Given data –

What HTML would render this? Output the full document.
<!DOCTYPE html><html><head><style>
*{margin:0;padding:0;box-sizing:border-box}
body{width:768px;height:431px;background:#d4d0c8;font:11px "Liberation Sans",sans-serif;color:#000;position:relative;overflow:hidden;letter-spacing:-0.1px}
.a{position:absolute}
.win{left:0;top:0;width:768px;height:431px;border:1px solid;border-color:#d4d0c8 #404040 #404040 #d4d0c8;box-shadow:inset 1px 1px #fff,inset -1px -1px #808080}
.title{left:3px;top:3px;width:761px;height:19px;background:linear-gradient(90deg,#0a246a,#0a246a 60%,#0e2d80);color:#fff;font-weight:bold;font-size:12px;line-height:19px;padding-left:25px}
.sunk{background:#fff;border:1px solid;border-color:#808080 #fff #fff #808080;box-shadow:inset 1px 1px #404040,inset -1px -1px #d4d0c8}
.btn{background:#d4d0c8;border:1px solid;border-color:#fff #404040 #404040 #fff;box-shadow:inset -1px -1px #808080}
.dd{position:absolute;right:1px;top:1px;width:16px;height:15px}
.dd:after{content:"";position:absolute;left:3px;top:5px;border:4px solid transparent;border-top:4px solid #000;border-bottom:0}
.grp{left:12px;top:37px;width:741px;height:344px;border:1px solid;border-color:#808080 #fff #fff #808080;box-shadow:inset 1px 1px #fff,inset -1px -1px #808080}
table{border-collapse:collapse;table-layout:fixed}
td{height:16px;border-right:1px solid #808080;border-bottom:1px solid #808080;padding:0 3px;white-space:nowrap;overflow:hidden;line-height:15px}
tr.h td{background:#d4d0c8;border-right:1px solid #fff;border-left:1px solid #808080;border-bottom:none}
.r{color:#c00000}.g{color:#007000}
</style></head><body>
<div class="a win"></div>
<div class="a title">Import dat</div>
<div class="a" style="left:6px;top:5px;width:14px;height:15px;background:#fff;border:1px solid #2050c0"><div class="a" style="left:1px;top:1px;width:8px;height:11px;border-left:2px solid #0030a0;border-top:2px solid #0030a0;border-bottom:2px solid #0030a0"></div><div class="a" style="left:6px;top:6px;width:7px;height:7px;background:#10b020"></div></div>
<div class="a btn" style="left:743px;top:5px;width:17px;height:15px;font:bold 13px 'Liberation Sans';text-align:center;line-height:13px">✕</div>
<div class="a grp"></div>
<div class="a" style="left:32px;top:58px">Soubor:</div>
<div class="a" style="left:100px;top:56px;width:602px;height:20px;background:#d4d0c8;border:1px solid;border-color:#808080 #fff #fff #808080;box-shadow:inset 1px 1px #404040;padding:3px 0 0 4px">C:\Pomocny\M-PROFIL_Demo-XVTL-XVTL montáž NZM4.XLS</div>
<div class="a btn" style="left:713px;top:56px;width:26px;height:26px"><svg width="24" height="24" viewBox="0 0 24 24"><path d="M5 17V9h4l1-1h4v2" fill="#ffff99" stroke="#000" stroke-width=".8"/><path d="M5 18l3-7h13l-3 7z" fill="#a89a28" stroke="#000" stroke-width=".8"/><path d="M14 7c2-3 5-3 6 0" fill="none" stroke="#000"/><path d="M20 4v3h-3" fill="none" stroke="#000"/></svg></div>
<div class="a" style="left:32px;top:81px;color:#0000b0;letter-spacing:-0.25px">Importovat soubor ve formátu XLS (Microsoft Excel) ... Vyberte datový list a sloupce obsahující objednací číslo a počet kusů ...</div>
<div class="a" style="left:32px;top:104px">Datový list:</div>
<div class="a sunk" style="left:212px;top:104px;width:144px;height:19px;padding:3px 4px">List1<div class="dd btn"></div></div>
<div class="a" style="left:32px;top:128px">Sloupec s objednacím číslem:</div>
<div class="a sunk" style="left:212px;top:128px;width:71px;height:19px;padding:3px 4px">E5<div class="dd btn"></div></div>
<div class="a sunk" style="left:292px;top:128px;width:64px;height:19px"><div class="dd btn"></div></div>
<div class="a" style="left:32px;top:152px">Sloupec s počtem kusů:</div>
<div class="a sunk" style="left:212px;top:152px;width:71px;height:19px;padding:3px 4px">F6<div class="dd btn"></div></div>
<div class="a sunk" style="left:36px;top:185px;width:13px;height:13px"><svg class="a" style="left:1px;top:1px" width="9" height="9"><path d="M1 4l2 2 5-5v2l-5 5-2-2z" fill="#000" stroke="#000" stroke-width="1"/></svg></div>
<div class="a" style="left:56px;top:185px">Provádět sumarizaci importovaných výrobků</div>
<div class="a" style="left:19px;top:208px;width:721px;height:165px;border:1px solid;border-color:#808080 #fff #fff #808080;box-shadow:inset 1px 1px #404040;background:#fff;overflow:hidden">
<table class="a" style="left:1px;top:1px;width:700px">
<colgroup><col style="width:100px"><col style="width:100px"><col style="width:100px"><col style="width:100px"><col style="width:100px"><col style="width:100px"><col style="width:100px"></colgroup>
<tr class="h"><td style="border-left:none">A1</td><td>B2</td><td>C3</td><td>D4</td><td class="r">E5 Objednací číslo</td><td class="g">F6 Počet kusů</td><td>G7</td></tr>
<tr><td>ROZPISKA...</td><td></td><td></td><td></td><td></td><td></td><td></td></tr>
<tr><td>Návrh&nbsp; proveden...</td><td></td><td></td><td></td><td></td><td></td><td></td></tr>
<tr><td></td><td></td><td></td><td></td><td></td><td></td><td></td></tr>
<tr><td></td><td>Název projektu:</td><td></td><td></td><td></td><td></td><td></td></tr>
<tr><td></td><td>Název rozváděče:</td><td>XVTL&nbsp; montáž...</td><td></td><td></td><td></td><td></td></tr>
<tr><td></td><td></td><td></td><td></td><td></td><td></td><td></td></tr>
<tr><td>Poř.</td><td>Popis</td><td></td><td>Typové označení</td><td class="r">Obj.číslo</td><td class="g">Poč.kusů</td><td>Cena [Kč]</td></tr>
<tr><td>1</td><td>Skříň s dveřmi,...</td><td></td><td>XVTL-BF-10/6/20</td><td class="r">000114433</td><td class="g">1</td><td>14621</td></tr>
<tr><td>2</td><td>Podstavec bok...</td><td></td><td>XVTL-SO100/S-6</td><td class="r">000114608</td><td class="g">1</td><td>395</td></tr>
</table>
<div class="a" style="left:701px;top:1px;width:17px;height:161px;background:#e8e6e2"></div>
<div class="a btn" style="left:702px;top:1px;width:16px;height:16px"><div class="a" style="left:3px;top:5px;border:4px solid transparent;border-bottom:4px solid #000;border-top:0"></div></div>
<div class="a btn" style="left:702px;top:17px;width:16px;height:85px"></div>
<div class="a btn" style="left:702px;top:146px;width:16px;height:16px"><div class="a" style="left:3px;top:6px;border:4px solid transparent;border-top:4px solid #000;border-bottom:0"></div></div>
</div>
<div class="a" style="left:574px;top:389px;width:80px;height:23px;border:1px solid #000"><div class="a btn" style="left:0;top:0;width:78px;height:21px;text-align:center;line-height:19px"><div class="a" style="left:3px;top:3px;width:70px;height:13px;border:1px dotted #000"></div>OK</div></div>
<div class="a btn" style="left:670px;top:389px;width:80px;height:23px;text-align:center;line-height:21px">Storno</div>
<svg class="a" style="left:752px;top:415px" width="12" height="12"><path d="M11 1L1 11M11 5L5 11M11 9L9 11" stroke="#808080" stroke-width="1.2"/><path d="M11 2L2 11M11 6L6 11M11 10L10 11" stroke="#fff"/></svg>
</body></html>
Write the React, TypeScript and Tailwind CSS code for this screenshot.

Problem description –
Return all of the data word for word.

In response –
What HTML would render this? Output the full document.
<!DOCTYPE html><html><head><style>
*{margin:0;padding:0;box-sizing:border-box}
body{width:768px;height:431px;background:#d4d0c8;font:11px "Liberation Sans",sans-serif;color:#000;position:relative;overflow:hidden;letter-spacing:-0.1px}
.a{position:absolute}
.win{left:0;top:0;width:768px;height:431px;border:1px solid;border-color:#d4d0c8 #404040 #404040 #d4d0c8;box-shadow:inset 1px 1px #fff,inset -1px -1px #808080}
.title{left:3px;top:3px;width:761px;height:19px;background:linear-gradient(90deg,#0a246a,#0a246a 60%,#0e2d80);color:#fff;font-weight:bold;font-size:12px;line-height:19px;padding-left:25px}
.sunk{background:#fff;border:1px solid;border-color:#808080 #fff #fff #808080;box-shadow:inset 1px 1px #404040,inset -1px -1px #d4d0c8}
.btn{background:#d4d0c8;border:1px solid;border-color:#fff #404040 #404040 #fff;box-shadow:inset -1px -1px #808080}
.dd{position:absolute;right:1px;top:1px;width:16px;height:15px}
.dd:after{content:"";position:absolute;left:3px;top:5px;border:4px solid transparent;border-top:4px solid #000;border-bottom:0}
.grp{left:12px;top:37px;width:741px;height:344px;border:1px solid;border-color:#808080 #fff #fff #808080;box-shadow:inset 1px 1px #fff,inset -1px -1px #808080}
table{border-collapse:collapse;table-layout:fixed}
td{height:16px;border-right:1px solid #808080;border-bottom:1px solid #808080;padding:0 3px;white-space:nowrap;overflow:hidden;line-height:15px}
tr.h td{background:#d4d0c8;border-right:1px solid #fff;border-left:1px solid #808080;border-bottom:none}
.r{color:#c00000}.g{color:#007000}
</style></head><body>
<div class="a win"></div>
<div class="a title">Import dat</div>
<div class="a" style="left:6px;top:5px;width:14px;height:15px;background:#fff;border:1px solid #2050c0"><div class="a" style="left:1px;top:1px;width:8px;height:11px;border-left:2px solid #0030a0;border-top:2px solid #0030a0;border-bottom:2px solid #0030a0"></div><div class="a" style="left:6px;top:6px;width:7px;height:7px;background:#10b020"></div></div>
<div class="a btn" style="left:743px;top:5px;width:17px;height:15px;font:bold 13px 'Liberation Sans';text-align:center;line-height:13px">✕</div>
<div class="a grp"></div>
<div class="a" style="left:32px;top:58px">Soubor:</div>
<div class="a" style="left:100px;top:56px;width:602px;height:20px;background:#d4d0c8;border:1px solid;border-color:#808080 #fff #fff #808080;box-shadow:inset 1px 1px #404040;padding:3px 0 0 4px">C:\Pomocny\M-PROFIL_Demo-XVTL-XVTL montáž NZM4.XLS</div>
<div class="a btn" style="left:713px;top:56px;width:26px;height:26px"><svg width="24" height="24" viewBox="0 0 24 24"><path d="M5 17V9h4l1-1h4v2" fill="#ffff99" stroke="#000" stroke-width=".8"/><path d="M5 18l3-7h13l-3 7z" fill="#a89a28" stroke="#000" stroke-width=".8"/><path d="M14 7c2-3 5-3 6 0" fill="none" stroke="#000"/><path d="M20 4v3h-3" fill="none" stroke="#000"/></svg></div>
<div class="a" style="left:32px;top:81px;color:#0000b0;letter-spacing:-0.25px">Importovat soubor ve formátu XLS (Microsoft Excel) ... Vyberte datový list a sloupce obsahující objednací číslo a počet kusů ...</div>
<div class="a" style="left:32px;top:104px">Datový list:</div>
<div class="a sunk" style="left:212px;top:104px;width:144px;height:19px;padding:3px 4px">List1<div class="dd btn"></div></div>
<div class="a" style="left:32px;top:128px">Sloupec s objednacím číslem:</div>
<div class="a sunk" style="left:212px;top:128px;width:71px;height:19px;padding:3px 4px">E5<div class="dd btn"></div></div>
<div class="a sunk" style="left:292px;top:128px;width:64px;height:19px"><div class="dd btn"></div></div>
<div class="a" style="left:32px;top:152px">Sloupec s počtem kusů:</div>
<div class="a sunk" style="left:212px;top:152px;width:71px;height:19px;padding:3px 4px">F6<div class="dd btn"></div></div>
<div class="a sunk" style="left:36px;top:185px;width:13px;height:13px"><svg class="a" style="left:1px;top:1px" width="9" height="9"><path d="M1 4l2 2 5-5v2l-5 5-2-2z" fill="#000" stroke="#000" stroke-width="1"/></svg></div>
<div class="a" style="left:56px;top:185px">Provádět sumarizaci importovaných výrobků</div>
<div class="a" style="left:19px;top:208px;width:721px;height:165px;border:1px solid;border-color:#808080 #fff #fff #808080;box-shadow:inset 1px 1px #404040;background:#fff;overflow:hidden">
<table class="a" style="left:1px;top:1px;width:700px">
<colgroup><col style="width:100px"><col style="width:100px"><col style="width:100px"><col style="width:100px"><col style="width:100px"><col style="width:100px"><col style="width:100px"></colgroup>
<tr class="h"><td style="border-left:none">A1</td><td>B2</td><td>C3</td><td>D4</td><td class="r">E5 Objednací číslo</td><td class="g">F6 Počet kusů</td><td>G7</td></tr>
<tr><td>ROZPISKA...</td><td></td><td></td><td></td><td></td><td></td><td></td></tr>
<tr><td>Návrh&nbsp; proveden...</td><td></td><td></td><td></td><td></td><td></td><td></td></tr>
<tr><td></td><td></td><td></td><td></td><td></td><td></td><td></td></tr>
<tr><td></td><td>Název projektu:</td><td></td><td></td><td></td><td></td><td></td></tr>
<tr><td></td><td>Název rozváděče:</td><td>XVTL&nbsp; montáž...</td><td></td><td></td><td></td><td></td></tr>
<tr><td></td><td></td><td></td><td></td><td></td><td></td><td></td></tr>
<tr><td>Poř.</td><td>Popis</td><td></td><td>Typové označení</td><td class="r">Obj.číslo</td><td class="g">Poč.kusů</td><td>Cena [Kč]</td></tr>
<tr><td>1</td><td>Skříň s dveřmi,...</td><td></td><td>XVTL-BF-10/6/20</td><td class="r">000114433</td><td class="g">1</td><td>14621</td></tr>
<tr><td>2</td><td>Podstavec bok...</td><td></td><td>XVTL-SO100/S-6</td><td class="r">000114608</td><td class="g">1</td><td>395</td></tr>
</table>
<div class="a" style="left:701px;top:1px;width:17px;height:161px;background:#e8e6e2"></div>
<div class="a btn" style="left:702px;top:1px;width:16px;height:16px"><div class="a" style="left:3px;top:5px;border:4px solid transparent;border-bottom:4px solid #000;border-top:0"></div></div>
<div class="a btn" style="left:702px;top:17px;width:16px;height:85px"></div>
<div class="a btn" style="left:702px;top:146px;width:16px;height:16px"><div class="a" style="left:3px;top:6px;border:4px solid transparent;border-top:4px solid #000;border-bottom:0"></div></div>
</div>
<div class="a" style="left:574px;top:389px;width:80px;height:23px;border:1px solid #000"><div class="a btn" style="left:0;top:0;width:78px;height:21px;text-align:center;line-height:19px"><div class="a" style="left:3px;top:3px;width:70px;height:13px;border:1px dotted #000"></div>OK</div></div>
<div class="a btn" style="left:670px;top:389px;width:80px;height:23px;text-align:center;line-height:21px">Storno</div>
<svg class="a" style="left:752px;top:415px" width="12" height="12"><path d="M11 1L1 11M11 5L5 11M11 9L9 11" stroke="#808080" stroke-width="1.2"/><path d="M11 2L2 11M11 6L6 11M11 10L10 11" stroke="#fff"/></svg>
</body></html>
Write the React, TypeScript and Tailwind CSS code for this screenshot.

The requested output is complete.